Come Carta di Roma abbiamo alcune regole semplici che devono essere seguite da tutti i giornalisti. La violazione di queste norme però deve essere specifica, non pensiamo di poter modificare la cultura giornalistica in Italia. O almeno così intendo io la mia presidenza della Carta. Certo, se qualcuno va sopra le righe possiamo scrivere un articolo di commento sul nostro sito che segnali un atteggiamento poco elegante, ma finisce lì. Ci accontentiamo di sapere che quando si parla di immigrazione non si scrivano stupidaggini.

Che idea si è fatto dell’attacco mediatico alle Ong?

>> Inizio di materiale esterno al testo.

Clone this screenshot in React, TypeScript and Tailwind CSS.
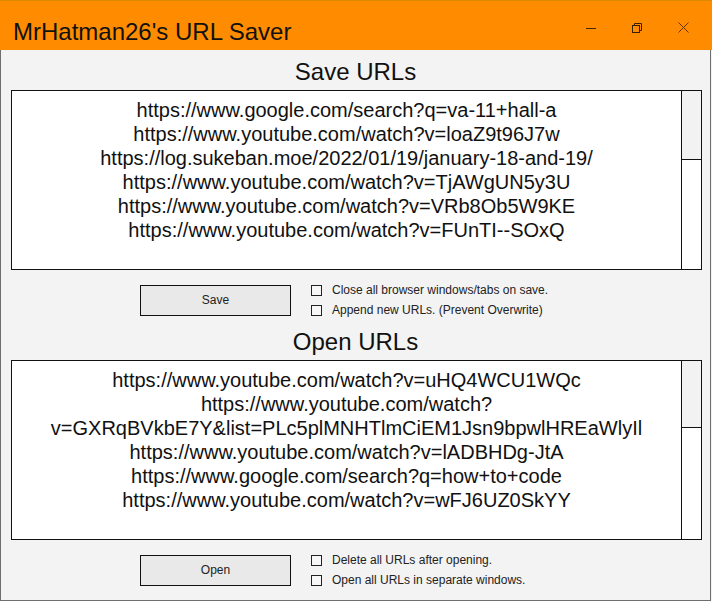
import React from 'react';

const saveUrls = [
  'https://www.google.com/search?q=va-11+hall-a',
  'https://www.youtube.com/watch?v=loaZ9t96J7w',
  'https://log.sukeban.moe/2022/01/19/january-18-and-19/',
  'https://www.youtube.com/watch?v=TjAWgUN5y3U',
  'https://www.youtube.com/watch?v=VRb8Ob5W9KE',
  'https://www.youtube.com/watch?v=FUnTI--SOxQ',
];

const openUrls = [
  'https://www.youtube.com/watch?v=uHQ4WCU1WQc',
  'https://www.youtube.com/watch?',
  'v=GXRqBVkbE7Y&list=PLc5plMNHTlmCiEM1Jsn9bpwlHREaWlyIl',
  'https://www.youtube.com/watch?v=lADBHDg-JtA',
  'https://www.google.com/search?q=how+to+code',
  'https://www.youtube.com/watch?v=wFJ6UZ0SkYY',
];

const UrlBox = ({ lines, thumb }: { lines: string[]; thumb: string }) => (
  <div className="ml-[10px] flex h-[180px] w-[691px] border border-[#111] bg-white">
    <div className="flex-1 pt-[7px] text-center text-[20px] leading-[24px] text-[#111]">
      {lines.map((line, i) => (
        <div key={i} className="whitespace-nowrap">{line}</div>
      ))}
    </div>
    {/* scrollbar */}
    <div className="flex w-[20px] flex-col border-l border-[#111]">
      <div className={`${thumb} border-b border-[#111] bg-[#f2f2f2]`} />
      <div className="flex-1 bg-white" />
    </div>
  </div>
);

const Check = ({ label }: { label: string }) => (
  <div className="flex h-[20px] items-center gap-[10px]">
    <div className="h-[11px] w-[11px] border border-[#222] bg-[#f7f7f7]" />
    <span className="text-[12px] text-[#222]">{label}</span>
  </div>
);

const Controls = ({ button, options }: { button: string; options: string[] }) => (
  <div className="flex h-[58px] items-center gap-[20px] pl-[139px] pt-[2px]">
    <button className="h-[31px] w-[151px] border border-[#111] bg-[#e9e9e9] text-[12px] text-[#222]">
      {button}
    </button>
    <div className="flex flex-col">
      {options.map((o) => (
        <Check key={o} label={o} />
      ))}
    </div>
  </div>
);

const Heading = ({ children }: { children: React.ReactNode }) => (
  <div className="mb-[4px] text-center text-[24px] leading-[28px] text-[#111]">{children}</div>
);

export default function App() {
  return (
    <div
      className="h-[601px] w-[712px] overflow-hidden bg-[#f3f3f3]"
      style={{ fontFamily: '"Liberation Sans", Arial, sans-serif' }}
    >
      {/* title bar */}
      <div className="flex h-[50px] w-[712px] border-t border-[#d98a00] bg-[#ff8c00]">
        <div className="flex-1 pl-[13px] pt-[17px] text-[24px] leading-[28px] text-[#111]">
          MrHatman26's URL Saver
        </div>
        <div className="mr-[6px] flex">
          <div className="flex h-[49px] w-[46px] items-center justify-center pt-[4px]">
            <svg width="10" height="10" viewBox="0 0 10 10">
              <line x1="0" y1="5.5" x2="10" y2="5.5" stroke="#4a2500" strokeWidth="1" />
            </svg>
          </div>
          <div className="flex h-[49px] w-[46px] items-center justify-center pt-[4px]">
            <svg width="10" height="10" viewBox="0 0 10 10">
              <path d="M2.5 2.5 V0.5 H9.5 V7.5 H7.5" fill="none" stroke="#3a1d00" strokeWidth="1" />
              <rect x="0.5" y="2.5" width="7" height="7" fill="none" stroke="#3a1d00" strokeWidth="1" />
            </svg>
          </div>
          <div className="flex h-[49px] w-[46px] items-center justify-center pt-[4px]">
            <svg width="11" height="11" viewBox="0 0 11 11">
              <path d="M0.5 0.5 L10.5 10.5 M10.5 0.5 L0.5 10.5" stroke="#6a3300" strokeWidth="1" />
            </svg>
          </div>
        </div>
      </div>

      {/* body */}
      <div className="h-[551px] w-[711px] border-x border-b border-[#6e6e6e] pt-[8px]">
        <Heading>Save URLs</Heading>
        <UrlBox lines={saveUrls} thumb="h-[69px]" />
        <Controls
          button="Save"
          options={['Close all browser windows/tabs on save.', 'Append new URLs. (Prevent Overwrite)']}
        />
        <Heading>Open URLs</Heading>
        <UrlBox lines={openUrls} thumb="h-[67px]" />
        <Controls
          button="Open"
          options={['Delete all URLs after opening.', 'Open all URLs in separate windows.']}
        />
      </div>
    </div>
  );
}
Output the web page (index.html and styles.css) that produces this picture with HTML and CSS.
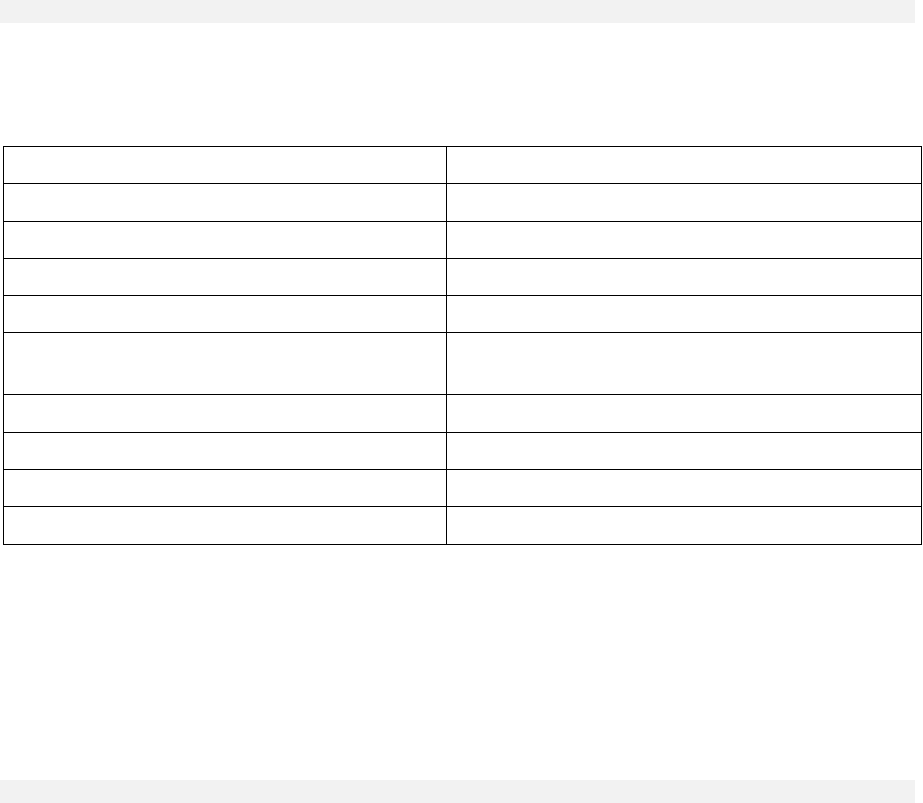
FILE: index.html
```html
<!DOCTYPE html>
<html>
<head>
<meta charset="utf-8">
<link rel="stylesheet" href="styles.css">
</head>
<body>
<div class="page">
  <header class="topbar"></header>
  <main class="content">
    <table class="grid">
      <tbody>
        <tr class="row"><td class="c1"></td><td class="c2"></td></tr>
        <tr class="row"><td class="c1"></td><td class="c2"></td></tr>
        <tr class="row"><td class="c1"></td><td class="c2"></td></tr>
        <tr class="row"><td class="c1"></td><td class="c2"></td></tr>
        <tr class="row"><td class="c1"></td><td class="c2"></td></tr>
        <tr class="row tall"><td class="c1"></td><td class="c2"></td></tr>
        <tr class="row"><td class="c1"></td><td class="c2"></td></tr>
        <tr class="row"><td class="c1"></td><td class="c2"></td></tr>
        <tr class="row"><td class="c1"></td><td class="c2"></td></tr>
        <tr class="row"><td class="c1"></td><td class="c2"></td></tr>
      </tbody>
    </table>
  </main>
  <footer class="bottombar"></footer>
</div>
</body>
</html>
```
FILE: styles.css
```css
html, body {
  margin: 0;
  padding: 0;
  background: #ffffff;
  font-family: "Liberation Sans", Arial, sans-serif;
  font-size: 14px;
}
.page {
  display: flex;
  flex-direction: column;
  min-height: 803px;
}
.topbar {
  width: 915px;
  height: 23px;
  background: #f2f2f2;
}
.content {
  padding-top: 123px;
  padding-left: 3px;
}
.grid {
  border-collapse: collapse;
  width: 919px;
  table-layout: fixed;
}
.grid td {
  border: 1px solid #000000;
  padding: 0;
}
.c1 { width: 442px; }
.row { height: 37.3px; }
.row.tall { height: 62px; }
.bottombar {
  margin-top: auto;
  width: 915px;
  height: 23px;
  background: #f2f2f2;
}
```
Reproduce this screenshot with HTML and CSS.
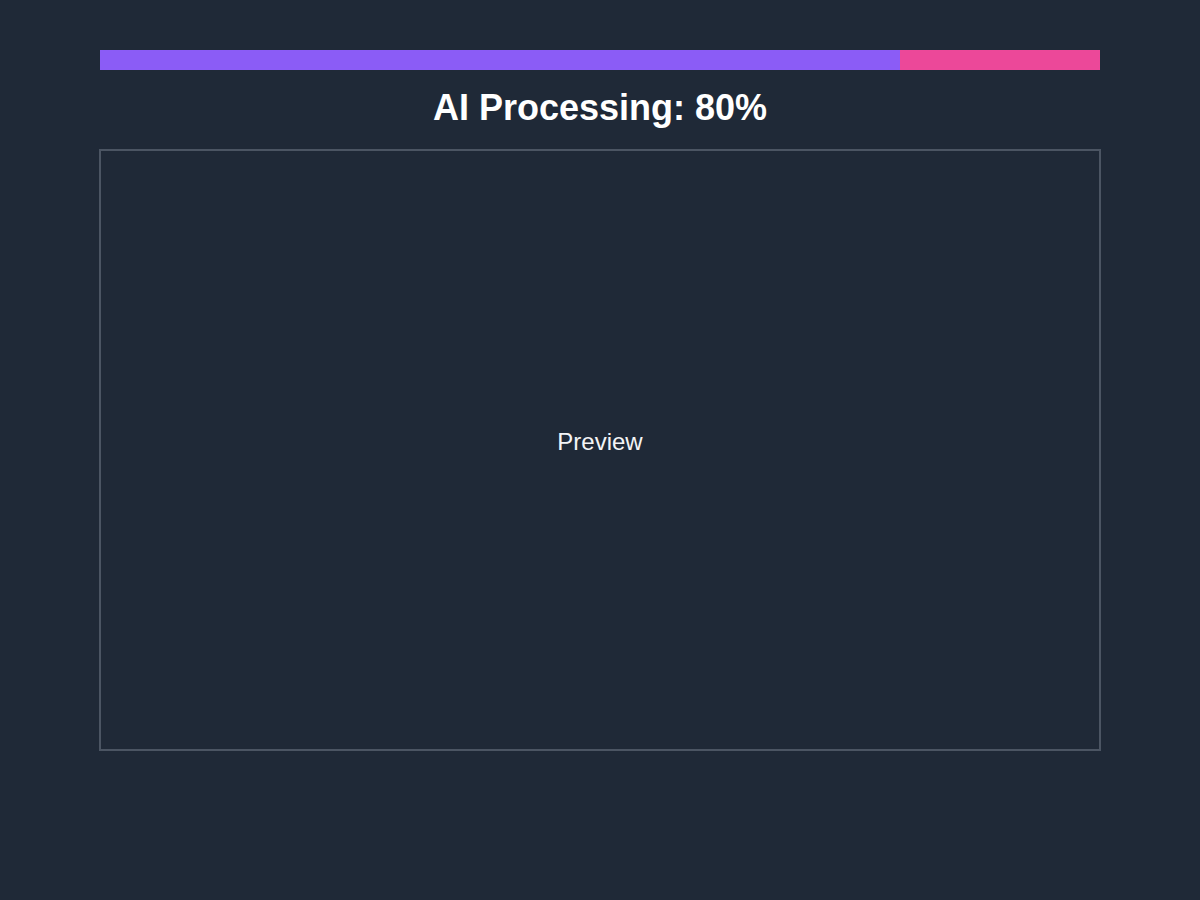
FILE: index.html
```html
<!DOCTYPE html>
<html>
<head>
<meta charset="utf-8">
<link rel="stylesheet" href="styles.css">
</head>
<body>
<div class="page">
  <div class="bar"><div class="fill" style="width:80%"></div></div>
  <h1 class="title">AI Processing: 80%</h1>
  <div class="preview"><span>Preview</span></div>
</div>
</body>
</html>
```
FILE: styles.css
```css
html, body { margin: 0; padding: 0; background: #1f2937; }
body { font-family: "Liberation Sans", Arial, sans-serif; color: #fff; }
.page { padding: 50px 100px; }
.bar { height: 20px; background: #ec4899; display: flex; }
.fill { background: #8b5cf6; height: 100%; }
.title { margin: 17px 0 0; font-size: 36px; line-height: 42px; font-weight: bold; text-align: center; height: 62px; }
.preview { box-sizing: border-box; height: 602px; margin: 0 -1px; padding-bottom: 16px; border: 2px solid #4b5563; display: flex; align-items: center; justify-content: center; font-size: 24px; color: #f3f4f6; }
```
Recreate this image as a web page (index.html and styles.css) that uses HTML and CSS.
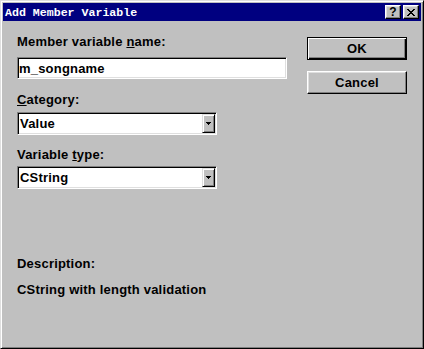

Fino a poco tempo fa nessuno sapeva che le Ong salvavano vite in mare. Poi il tema è entrato nell’agenda politica e il giornalismo italiano, dati alla mano, è strettamente legato a quell’agenda. Il risultato è stata un’informazione che ha tenuto conto del dibattito soprattutto governativo - e non ha svolto il suo ruolo, come accade spesso in questi casi. Basta fare un’analisi quantitativa storica sul picco di notizie legate all’immigrazione, si scoprirà che il maggior numero di servizi si registra o davanti a una tragedia del mare o in coincidenza perfetta con gli appuntamenti elettorali. Questo significa che il confronto avviene necessariamente in termini conflittuali, con una semplificazione che nutre l’ignoranza del fenomeno. Per quanto mi riguarda, non dovrebbe essere tema di discussione e neanche di normazione il fatto di poter salvare una vita umana in più, anche senza rispettare alla lettera i protocolli.